In the next few days, shipwreck hunter David Mearns and his crew aboard the SV Geosounder will sink high-resolution photographic equipment and get the first proper images of Sydney in six decades to the world.
They have found the light cruiser in 2400m of water 112 nautical miles off the West Australian coast. But it will probably be up to others to examine what are expected to be spectacular images of the hull and speculate how and why the ship went down as it did, with no survivors of the 645 crew.
But the historic discovery may not have eventuated if a small German-English dictionary had not been found when Theodor Detmers, the commander of the German raider Kormoran, was arrested in Shepparton, Victoria, after one of the most daring and little-known wartime escapes on Australian soil. Detmers was one of 315 survivors from the Kormoran, the first batch of 26 being picked up more than three days after the November 19 battle with the Sydney. Over the next four days, the remaining German survivors were recovered in six separate groups. Some were rescued by passing tankers and warships, while two boats carrying 103 sailors made it to shore, north and south of Carnarvon, 814km north of Perth.
(Excerpt) Read more at theaustralian.news.com.au ...
Very cool stuff - thank you for posting this!!!
I second that. Thanks for posting.
Can’t wait to see the pictures.
This is undoubtedly going to reignite furious debate.
Ariel searches were undertaken but nothing was found. The fact that not a single lifeboat seemed to have got off, while most of the Germans were rescued over four days and even two boatloads made it to shore on their own, points to a massive magazine cookoff that killed the entire crew in one fell swoop.

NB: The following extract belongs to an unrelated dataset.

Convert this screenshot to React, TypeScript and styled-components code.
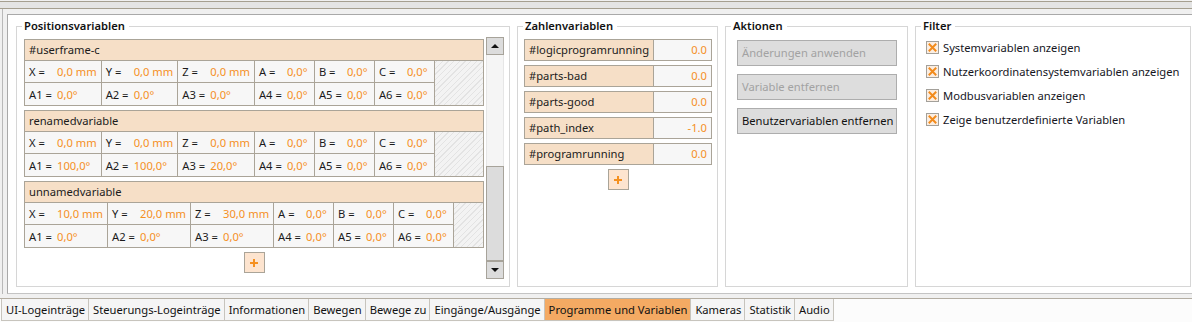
import React from 'react';
import styled, { createGlobalStyle } from 'styled-components';

const GlobalStyle = createGlobalStyle`
  html, body { margin: 0; padding: 0; }
  body {
    background: #f0f0f0;
    font-family: "Noto Sans", "Open Sans", sans-serif;
    font-size: 11.2px;
    color: #1b1b1b;
  }
  * { box-sizing: border-box; }
`;

const LINE = '#aaa498';
const PEACH = '#f6dfc7';
const ORANGE = '#f5901f';

const Root = styled.div`
  width: 1192px;
  height: 322px;
  display: flex;
  flex-direction: column;
  overflow: hidden;
`;

const TopStrip = styled.div`
  margin-top: 1px;
  height: 8px;
  background: #e4e4e4;
  border-top: 1px solid #a59f90;
  border-bottom: 1px solid #a59f90;
`;

const Frame = styled.div`
  margin-left: 2px;
  border-left: 1px solid #b9b9b9;
  padding: 5px 0 0 4px;
`;

const Panel = styled.div`
  height: 280px;
  background: #fff;
  border-top: 1px solid #a9a9a9;
  border-left: 1px solid #a9a9a9;
  border-bottom: 1px solid #c4c4c4;
  padding: 3px 1px 6px 8px;
  display: flex;
  gap: 7px;
`;

const Group = styled.fieldset<{ $width?: number }>`
  margin: 0;
  padding: 3px 0 0 0;
  min-width: 0;
  border: 1px solid #d6d6d6;
  display: flex;
  flex-direction: column;
  ${p => (p.$width ? `width: ${p.$width}px; flex: none;` : 'flex: 1;')}
`;

const Legend = styled.legend`
  margin-left: 5px;
  padding: 0 4px 0 2px;
  font-weight: 600;
  line-height: 16px;
  color: #111;
`;

/* ---------- Positionsvariablen ---------- */

const PosBody = styled.div`
  flex: 1;
  min-height: 0;
  display: flex;
  gap: 2px;
  padding: 0 5px 7px 7px;
`;

const PosList = styled.div`
  flex: 1;
  display: flex;
  flex-direction: column;
  align-items: stretch;
  gap: 4px;
  padding-top: 2px;
`;

const Card = styled.div`
  border: 1px solid ${LINE};
`;

const CardHeader = styled.div`
  height: 21px;
  line-height: 20px;
  background: ${PEACH};
  border-bottom: 1px solid ${LINE};
  padding-left: 4px;
`;

const CardGrid = styled.div`
  display: grid;
  grid-template-columns: repeat(3, minmax(76px, max-content)) repeat(3, minmax(60px, max-content)) 1fr;
  grid-auto-rows: 22px;
  background: #f7f7f7;
`;

const Cell = styled.div<{ $top?: boolean }>`
  display: flex;
  align-items: center;
  padding: 0 4px 0 4px;
  border-right: 1px solid ${LINE};
  white-space: nowrap;
  ${p => (p.$top ? `border-bottom: 1px solid ${LINE};` : '')}
`;

const CellLabel = styled.span`
  min-width: 28px;
`;

const Value = styled.span`
  color: ${ORANGE};
`;

const Hatch = styled.div`
  grid-row: 1 / span 2;
  grid-column: 7;
  background: repeating-linear-gradient(
    -45deg,
    #f3f3f3 0px,
    #f3f3f3 3px,
    #e3e3e3 3px,
    #e3e3e3 4px
  );
`;

const PlusButton = styled.button`
  align-self: center;
  width: 21px;
  height: 21px;
  padding: 0;
  margin: 0;
  background: #fde4cf;
  border: 1px solid ${LINE};
  display: flex;
  align-items: center;
  justify-content: center;
`;

const ScrollBar = styled.div`
  width: 18px;
  flex: none;
  display: flex;
  flex-direction: column;
  background: #f5f5f5;
  border-left: 1px solid #e6e6e6;
  border-right: 1px solid #e6e6e6;
`;

const ScrollButton = styled.div`
  height: 18px;
  margin: 0 -1px;
  background: #dcdcdc;
  border: 1px solid #a7a39a;
  display: flex;
  align-items: center;
  justify-content: center;
`;

const Track = styled.div`
  flex: 1;
  display: flex;
  flex-direction: column;
  justify-content: flex-end;
`;

const Thumb = styled.div`
  height: 95px;
  margin: 0 -1px;
  background: #dcdcdc;
  border: 1px solid #a7a39a;
`;

/* ---------- Zahlenvariablen ---------- */

const NumBody = styled.div`
  display: flex;
  flex-direction: column;
  gap: 4px;
  padding: 2px 5px 0 6px;
`;

const NumRow = styled.div`
  height: 22px;
  display: grid;
  grid-template-columns: 1fr 57px;
  border: 1px solid ${LINE};
`;

const NumName = styled.div`
  background: ${PEACH};
  border-right: 1px solid ${LINE};
  padding-left: 4px;
  line-height: 20px;
  white-space: nowrap;
`;

const NumValue = styled.div`
  background: #f7f7f7;
  color: ${ORANGE};
  text-align: right;
  padding-right: 4px;
  line-height: 20px;
`;

/* ---------- Aktionen ---------- */

const ActionBody = styled.div`
  display: flex;
  flex-direction: column;
  gap: 8px;
  padding: 3px 10px 0 11px;
`;

const ActionButton = styled.button<{ $disabled?: boolean }>`
  height: 26px;
  margin: 0;
  padding: 0 0 1px 4px;
  text-align: left;
  font: inherit;
  background: #dddddd;
  border: 1px solid #adadad;
  color: ${p => (p.$disabled ? '#a2a2a2' : '#111')};
  white-space: nowrap;
`;

/* ---------- Filter ---------- */

const FilterBody = styled.div`
  display: flex;
  flex-direction: column;
  gap: 4px;
  padding: 0 0 0 10px;
`;

const CheckRow = styled.label`
  height: 20px;
  display: flex;
  align-items: center;
  gap: 4px;
  white-space: nowrap;
  color: #16161e;
`;

/* ---------- Tabs ---------- */

const TabBar = styled.div`
  margin-top: 4px;
  flex: 1;
  border-top: 1px solid #b3ada2;
  background: #fcfcfc;
  display: flex;
  align-items: flex-start;
  padding-left: 1px;
`;

const Tab = styled.div<{ $active?: boolean }>`
  height: 22px;
  line-height: 21px;
  padding: 0 3px 0 4px;
  white-space: nowrap;
  background: ${p => (p.$active ? '#f4aa63' : '#f5f5f5')};
  border-right: 1px solid #c7c4bd;
  border-bottom: 1px solid #c7c4bd;
  &:first-child { border-left: 1px solid #c7c4bd; }
  color: #111;
`;

/* ---------- icons ---------- */

const PlusIcon = () => (
  <svg width="8" height="8" viewBox="0 0 8 8">
    <rect x="0" y="3" width="8" height="2" fill={ORANGE} />
    <rect x="3" y="0" width="2" height="8" fill={ORANGE} />
  </svg>
);

const Arrow = ({ up }: { up?: boolean }) => (
  <svg width="8" height="4" viewBox="0 0 8 4">
    <path d={up ? 'M0 4 L4 0 L8 4 Z' : 'M0 0 L8 0 L4 4 Z'} fill="#111" />
  </svg>
);

const CheckIcon = () => (
  <svg width="13" height="13" viewBox="0 0 13 13">
    <rect x="0.5" y="0.5" width="12" height="12" fill="#fbeee2" stroke="#a3a09a" />
    <path d="M2.8 2.8 L10.2 10.2 M10.2 2.8 L2.8 10.2" stroke="#f28b1c" strokeWidth="2" />
  </svg>
);

/* ---------- data ---------- */

type PosVar = { name: string; pose: string[]; joints: string[] };

const z = '0,0°';
const posVars: PosVar[] = [
  { name: '#userframe-c', pose: ['0,0 mm', '0,0 mm', '0,0 mm', z, z, z], joints: [z, z, z, z, z, z] },
  { name: 'renamedvariable', pose: ['0,0 mm', '0,0 mm', '0,0 mm', z, z, z], joints: ['100,0°', '100,0°', '20,0°', z, z, z] },
  { name: 'unnamedvariable', pose: ['10,0 mm', '20,0 mm', '30,0 mm', z, z, z], joints: [z, z, z, z, z, z] },
];

const poseLabels = ['X =', 'Y =', 'Z =', 'A =', 'B =', 'C ='];
const jointLabels = ['A1 =', 'A2 =', 'A3 =', 'A4 =', 'A5 =', 'A6 ='];

const numVars = [
  ['#logicprogramrunning', '0.0'],
  ['#parts-bad', '0.0'],
  ['#parts-good', '0.0'],
  ['#path_index', '-1.0'],
  ['#programrunning', '0.0'],
];

const actions = [
  { label: 'Änderungen anwenden', disabled: true },
  { label: 'Variable entfernen', disabled: true },
  { label: 'Benutzervariablen entfernen', disabled: false },
];

const filters = [
  'Systemvariablen anzeigen',
  'Nutzerkoordinatensystemvariablen anzeigen',
  'Modbusvariablen anzeigen',
  'Zeige benutzerdefinierte Variablen',
];

const tabs = [
  'UI-Logeinträge',
  'Steuerungs-Logeinträge',
  'Informationen',
  'Bewegen',
  'Bewege zu',
  'Eingänge/Ausgänge',
  'Programme und Variablen',
  'Kameras',
  'Statistik',
  'Audio',
];

const PositionCard = ({ v }: { v: PosVar }) => (
  <Card>
    <CardHeader>{v.name}</CardHeader>
    <CardGrid>
      {v.pose.map((val, i) => (
        <Cell key={'p' + i} $top style={{ gridRow: 1, gridColumn: i + 1 }}>
          <CellLabel>{poseLabels[i]}</CellLabel>
          <Value>{val}</Value>
        </Cell>
      ))}
      {v.joints.map((val, i) => (
        <Cell key={'j' + i} style={{ gridRow: 2, gridColumn: i + 1 }}>
          <CellLabel>{jointLabels[i]}</CellLabel>
          <Value>{val}</Value>
        </Cell>
      ))}
      <Hatch />
    </CardGrid>
  </Card>
);

export default function App() {
  return (
    <Root>
      <GlobalStyle />
      <TopStrip />
      <Frame>
        <Panel>
          <Group $width={494}>
            <Legend>Positionsvariablen</Legend>
            <PosBody>
              <PosList>
                {posVars.map(v => (
                  <PositionCard key={v.name} v={v} />
                ))}
                <PlusButton>
                  <PlusIcon />
                </PlusButton>
              </PosList>
              <ScrollBar>
                <ScrollButton>
                  <Arrow up />
                </ScrollButton>
                <Track>
                  <Thumb />
                </Track>
                <ScrollButton>
                  <Arrow />
                </ScrollButton>
              </ScrollBar>
            </PosBody>
          </Group>

          <Group $width={201}>
            <Legend>Zahlenvariablen</Legend>
            <NumBody>
              {numVars.map(([n, v]) => (
                <NumRow key={n}>
                  <NumName>{n}</NumName>
                  <NumValue>{v}</NumValue>
                </NumRow>
              ))}
              <PlusButton>
                <PlusIcon />
              </PlusButton>
            </NumBody>
          </Group>

          <Group $width={183}>
            <Legend>Aktionen</Legend>
            <ActionBody>
              {actions.map(a => (
                <ActionButton key={a.label} $disabled={a.disabled}>
                  {a.label}
                </ActionButton>
              ))}
            </ActionBody>
          </Group>

          <Group>
            <Legend>Filter</Legend>
            <FilterBody>
              {filters.map(f => (
                <CheckRow key={f}>
                  <CheckIcon />
                  <span>{f}</span>
                </CheckRow>
              ))}
            </FilterBody>
          </Group>
        </Panel>
      </Frame>
      <TabBar>
        {tabs.map(t => (
          <Tab key={t} $active={t === 'Programme und Variablen'}>
            {t}
          </Tab>
        ))}
      </TabBar>
    </Root>
  );
}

The aussies paid terribly in blood during the first half of the twentieth-century in Britain’s wars of empire.
The WWI butcher’s bill alone goes a long way in explaining why they never became a superpower.
> ... points to a massive magazine cookoff that killed
> the entire crew in one fell swoop.
Could be; only 3 survived a similar event on Hood.
But another tidbit from the linked report:
“Not long afterwards, a man diving in the crystal-clear
waters off the Gascoyne coast discovered a clump of
unusual coral. He chipped away and underneath was a
German handgun, probably tossed overboard by
survivors of the Kormoran as they came to shore.”
Now why would anyone toss the weapon?
Perhaps because they were expecting immediate capture
by overwhelming force?
Or because the weapon had been recently fired, and
that fact would have been obvious.
Wiki reports that one body from Sydney was recovered,
with what may have been a 9mm head wound.
_________
As I remarked in the earlier thread,
9mm is not a round commonly used in
long-range naval engagements.
Link to the other thread:
Wreck of HMAS Sydney found
http://www.freerepublic.com/focus/news/1986730/posts
Excellent reading. The comments in this thread are excellent too. I hope National Geographic does a documentary on this soon. Has the Indianapolis been found and explored?
Thanks for an exciting read.
Thank you for the ping to this thread from the earlier thread.
I hope that the film is found that the German buried in the cave onshore. The German pistol found might be a marker to indicate the section of the coast to locate the cave. It sounds like a cursory search was made in 1942. Perhaps the film was in small metal containers for 35 mm film that a metal detector could now find.
How amazing it would be for someone to locate that film—the images would help to fill in one of the war’s biggest mysteries.
Ah, but they didn’t have today’s democraps aiding and abetting the enemy for political empowerment of the democrap party.